Enhancing MXene-Based anodes with two-dimensional VO2/V2CO2 heterostructures: A first-principles calculations study

Abstract

The integration of MXene with complementary two-dimensional materials to form heterostructures has the potential to improve the electrochemical performance of MXene. In our study, we constructed a van der Waals heterostructure composed of VO₂/V₂CO₂, and evaluated its effectiveness as an anode material for Li, Na, and Mg ion batteries through first-principles density functional theory simulations.
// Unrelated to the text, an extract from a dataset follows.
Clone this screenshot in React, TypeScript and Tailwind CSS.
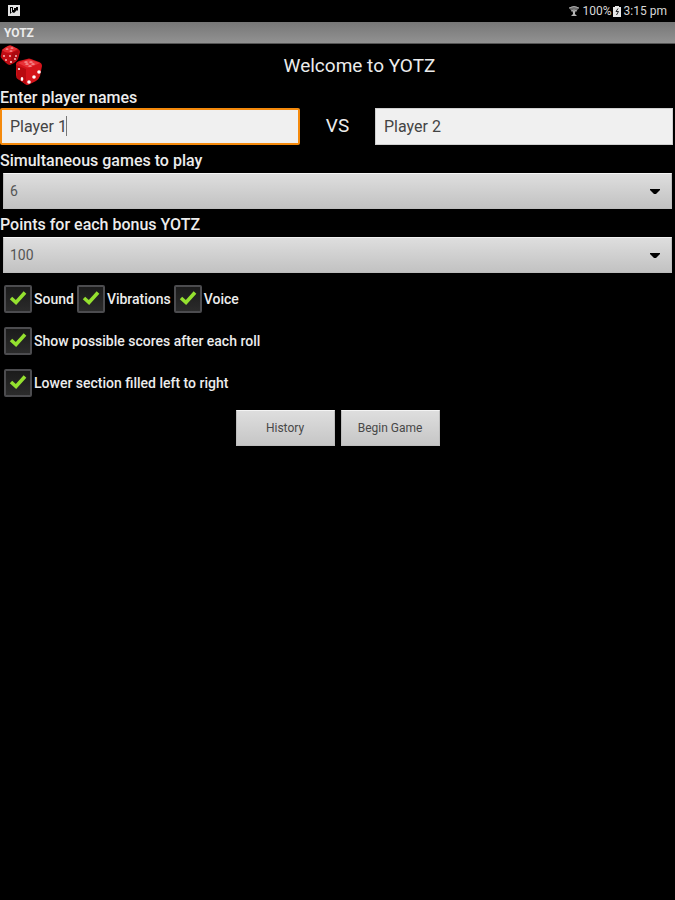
import { useState } from "react";

const GAMES = ["1", "2", "3", "4", "5", "6"];
const BONUS = ["0", "50", "100"];

function StatusBar() {
  return (
    <div className="flex h-[22px] items-center justify-between px-2 text-[#d8d8d8]">
      <svg viewBox="0 0 13 12" className="h-3 w-[13px]" aria-hidden="true">
        <path fill="#e2e2e2" fillRule="evenodd" d="M0 0h12v11H0zM2 2v7l2-2 2 1 3-3 1 1V2z" />
        <path fill="#e2e2e2" d="M3 3h1v4H3zM5 2h3v1H6v2H5z" />
      </svg>
      <div className="flex items-center text-xs">
        <svg viewBox="0 0 12 12" className="mr-[3px] h-3 w-3" aria-hidden="true">
          <path fill="#6c6c6c" d="M1 3Q6-1 11 3L6 9z" />
          <path fill="none" stroke="#a8a8a8" d="M1 3Q6 0 11 3M3 6q3-2 6 0" />
          <path fill="#b4b4b4" d="M5 6h2v3l2 2H3l2-2z" />
        </svg>
        <span>100%</span>
        <svg viewBox="0 0 8 11" className="mr-[3px] ml-px h-[11px] w-2" aria-hidden="true">
          <path fill="#e8e8e8" d="M2 0h4v1h2v10H0V1h2z" />
          <path fill="none" stroke="#222" d="M5 2.5L3 5.5h2.5L3.5 9" />
        </svg>
        <span>3:15 pm</span>
      </div>
    </div>
  );
}

function Dice() {
  return (
    <svg viewBox="0 0 44 43" className="h-[43px] w-11" aria-hidden="true">
      <g>
        <path fill="#c20d14" d="M2 5Q9-1 12 1l6 3q2 1 2 3l-2 7q-1 2-4 4l-4 2q-2 0-4-2l-4-4q-2-2-1-4z" />
        <path fill="#e32c30" d="M2 5Q9-1 12 1l6 3-6 3Q6 9 2 5z" />
        <path fill="#8f060b" d="M12 8l7-3-2 9-6 5z" opacity=".5" />
        <g fill="#ffc9c9">
          <ellipse cx="7" cy="4" rx="1.5" ry=".6" />
          <ellipse cx="12" cy="3" rx="1.5" ry=".6" />
          <ellipse cx="11" cy="6" rx="1.5" ry=".6" />
          <circle cx="4" cy="11" r=".9" />
          <circle cx="10" cy="11" r=".9" />
          <circle cx="16" cy="11" r=".9" />
          <circle cx="6" cy="15" r=".9" />
          <circle cx="11" cy="17" r="1.1" />
          <circle cx="15" cy="14" r=".9" />
        </g>
      </g>
      <g>
        <path fill="#d5141b" d="M16 19q0-2 3-3l8-2q2-1 4 0l8 3q3 1 3 4l-2 10q-1 3-4 5l-6 3q-3 2-5 0l-7-5q-2-1-2-4z" />
        <path fill="#e93338" d="M18 18l9-3q2-1 4 0l9 3-9 4q-3 1-5 0z" />
        <path fill="#b80a10" d="M16 20l10 4v15l-8-5q-1-1-1-3z" />
        <g fill="#ffc9c9">
          <ellipse cx="26" cy="17" rx="1.8" ry=".6" />
          <ellipse cx="31" cy="17" rx="1.8" ry=".6" />
          <ellipse cx="27" cy="19" rx="1.8" ry=".6" />
          <ellipse cx="33" cy="19" rx="1.8" ry=".6" />
          <ellipse cx="30" cy="21" rx="1.8" ry=".6" />
        </g>
        <g fill="#fff">
          <circle cx="19" cy="24" r="1.1" />
          <ellipse cx="22" cy="34" rx="1.3" ry="2" />
          <circle cx="29" cy="37" r="1.8" />
          <circle cx="34" cy="32" r="1.8" />
          <circle cx="39" cy="27" r="1.8" />
        </g>
      </g>
    </svg>
  );
}

function Spinner({ id, label, options, initial }: { id: string; label: string; options: string[]; initial: string }) {
  const [value, setValue] = useState(initial);

  return (
    <div className="mt-1">
      <label htmlFor={id} className="block text-base leading-6 font-medium">
        {label}
      </label>
      <div className="relative mx-[3px]">
        <select
          id={id}
          value={value}
          onChange={(e) => setValue(e.target.value)}
          className="block h-9 w-full appearance-none border border-[#bdbdbd] border-t-[#f4f4f4] bg-linear-to-b from-[#dedede] to-[#c2c2c2] px-1.5 text-sm text-[#555] outline-none"
        >
          {options.map((o) => (
            <option key={o}>{o}</option>
          ))}
        </select>
        <svg viewBox="0 0 10 6" className="pointer-events-none absolute top-4 right-3 h-1.5 w-2.5" aria-hidden="true">
          <path d="M0 0h10v1L6 5H4L0 1z" />
        </svg>
      </div>
    </div>
  );
}

function CheckBox({ label }: { label: string }) {
  const [checked, setChecked] = useState(true);

  return (
    <label className="flex h-[42px] items-center text-sm font-medium">
      <span className="relative mr-0.5 h-7 w-7">
        <input
          type="checkbox"
          checked={checked}
          onChange={(e) => setChecked(e.target.checked)}
          className="block h-7 w-7 appearance-none rounded-xs border-2 border-[#4c4c4f] bg-linear-to-b from-[#1b1b1b] to-[#2b2b2b]"
        />
        {checked && (
          <svg viewBox="0 0 28 28" className="pointer-events-none absolute inset-0" aria-hidden="true">
            <path fill="none" stroke="#94e02f" strokeWidth="3.6" d="M7 13l5 4.5L21 7.5" />
          </svg>
        )}
      </span>
      {label}
    </label>
  );
}

const field = "block h-[37px] w-full bg-[#f0f0f0] text-base text-[#444] outline-none";
const button =
  "h-9 w-[99px] border border-[#bdbdbd] border-t-[#f4f4f4] bg-linear-to-b from-[#dedede] to-[#c6c6c6] text-xs text-[#484848]";

export default function App() {
  const [first, setFirst] = useState("Player 1");
  const [second, setSecond] = useState("Player 2");

  return (
    <div className="min-h-screen bg-black font-[Roboto,sans-serif] text-[#ececec]">
      <StatusBar />
      <div className="flex h-[22px] items-center border-b border-[#555] bg-linear-to-b from-[#777] to-[#929292] px-1 text-xs font-bold">
        YOTZ
      </div>

      <header className="flex h-11 items-center">
        <Dice />
        <h1 className="flex-1 text-center text-[19px]">Welcome to YOTZ</h1>
      </header>

      <form onSubmit={(e) => e.preventDefault()}>
        <div className="grid grid-cols-[1fr_75px_1fr] items-end">
          <div>
            <label htmlFor="player1" className="block text-base leading-5 font-medium">
              Enter player names
            </label>
            <div className="relative">
              <input
                id="player1"
                value={first}
                onChange={(e) => setFirst(e.target.value)}
                className={`${field} rounded-xs border-2 border-[#f58a0c] px-2`}
              />
              <span className="absolute top-2 left-[66px] h-5 w-px bg-[#777]" />
            </div>
          </div>
          <span className="flex h-[37px] items-center justify-center text-[19px]">VS</span>
          <div className="pr-0.5">
            <input
              aria-label="Player 2"
              value={second}
              onChange={(e) => setSecond(e.target.value)}
              className={`${field} border border-[#d0d0d0] px-2`}
            />
          </div>
        </div>

        <Spinner id="games" label="Simultaneous games to play" options={GAMES} initial="6" />
        <Spinner id="bonus" label="Points for each bonus YOTZ" options={BONUS} initial="100" />

        <div className="mt-[5px] px-1">
          <div className="flex gap-[3px]">
            <CheckBox label="Sound" />
            <CheckBox label="Vibrations" />
            <CheckBox label="Voice" />
          </div>
          <CheckBox label="Show possible scores after each roll" />
          <CheckBox label="Lower section filled left to right" />
        </div>

        <div className="mt-1.5 flex justify-center gap-1.5">
          <button type="button" className={button}>
            History
          </button>
          <button type="submit" className={button}>
            Begin Game
          </button>
        </div>
      </form>
    </div>
  );
}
Our findings reveal that the VO₂/V₂CO₂ heterostructure demonstrates exceptional stability and inherent metallic characteristics. We identified diffusion barriers for Li, Na, and Mg ions within the interlayer to be relatively low—at 0.38 eV, 0.22 eV, and 0.51 eV, respectively—suggesting efficient ion transport. Furthermore, the average open-circuit voltages (OCVs) for Li-ion, Na-ion, and Mg-ion batteries were found to be between 0 and 1.5 V, which is advantageous for inhibiting lithium dendrite growth. Remarkably, the heterostructure showcases a theoretical storage capacity reaching up to 585mA h/g for Li, 351 mA h/g for Na, and an impressive 936 mA h/g for Mg adsorption—outstripping the capabilities of graphite and surpassing several other two-dimensional materials. These compelling results underscore the VO₂/V₂CO₂ heterostructure as a highly promising anode material, particularly for Li-ion and Mg-ion battery applications.